- Country: Panama
- Location: Changuinola
- Coordinates: 9°19′28.74″N 82°38′28.7″W﻿ / ﻿9.3246500°N 82.641306°W
- Purpose: Power
- Status: Operational
- Opening date: January, 2014

Dam and spillways
- Type of dam: Gravity, roller-compacted concrete
- Impounds: Bonyic River
- Height: 37 m (121 ft)
- Length: 165 m (541 ft)
- Elevation at crest: 244 m (801 ft)

Power Station
- Turbines: 3 x 10.88 MW Francis-type
- Installed capacity: 32.64 MW

= Bonyic Dam =

Dam in Changuinola, Bocas del Toro, Panama

The Bonyic Dam is a gravity dam on the Bonyic River, a tributary of the Teribe River about 24 km southwest of Changuinola in the Bocas del Toro province of northwestern Panama. The project produce hydroelectricity at a 32.64 MW power station about 3.8 km downstream of the dam. The builder and operator is Hidroécología Teribe (HET) S.A., a private Panamanian company whose majority stockholder is Empresas Públicas de Medellín (EPM), a public utility company owned by the municipal government of Medellín, Colombia.
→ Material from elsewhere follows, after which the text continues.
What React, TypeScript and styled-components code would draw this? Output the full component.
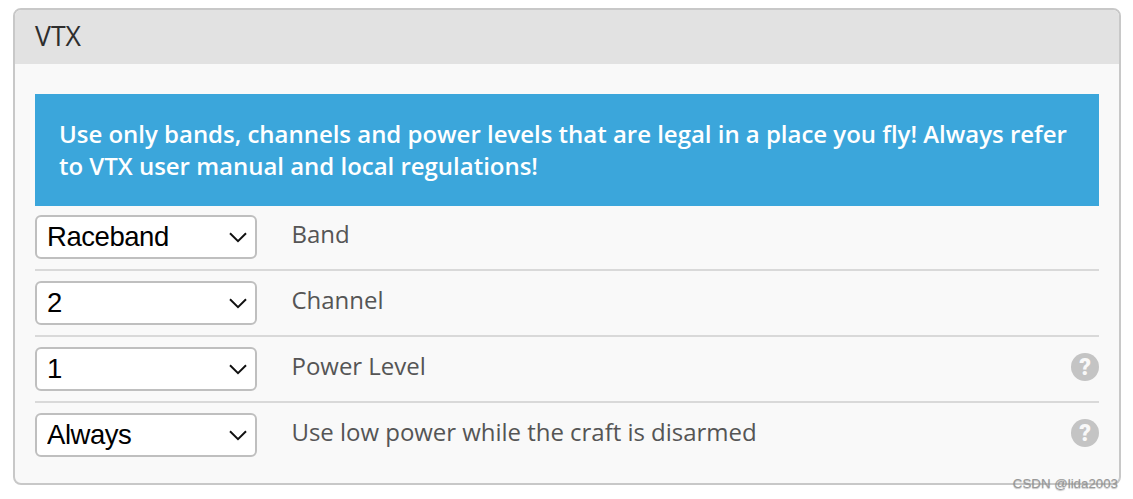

The dam construction was subject to controversies that have resulted in the removal of its funding by the Inter-American Development Bank. The Bonyic dam would obstruct access for migrating fish to La Amistad International Park. Members of the local indigenous people, the Naso, have periodically blockaded the single road to delay construction for a cumulative total of four years.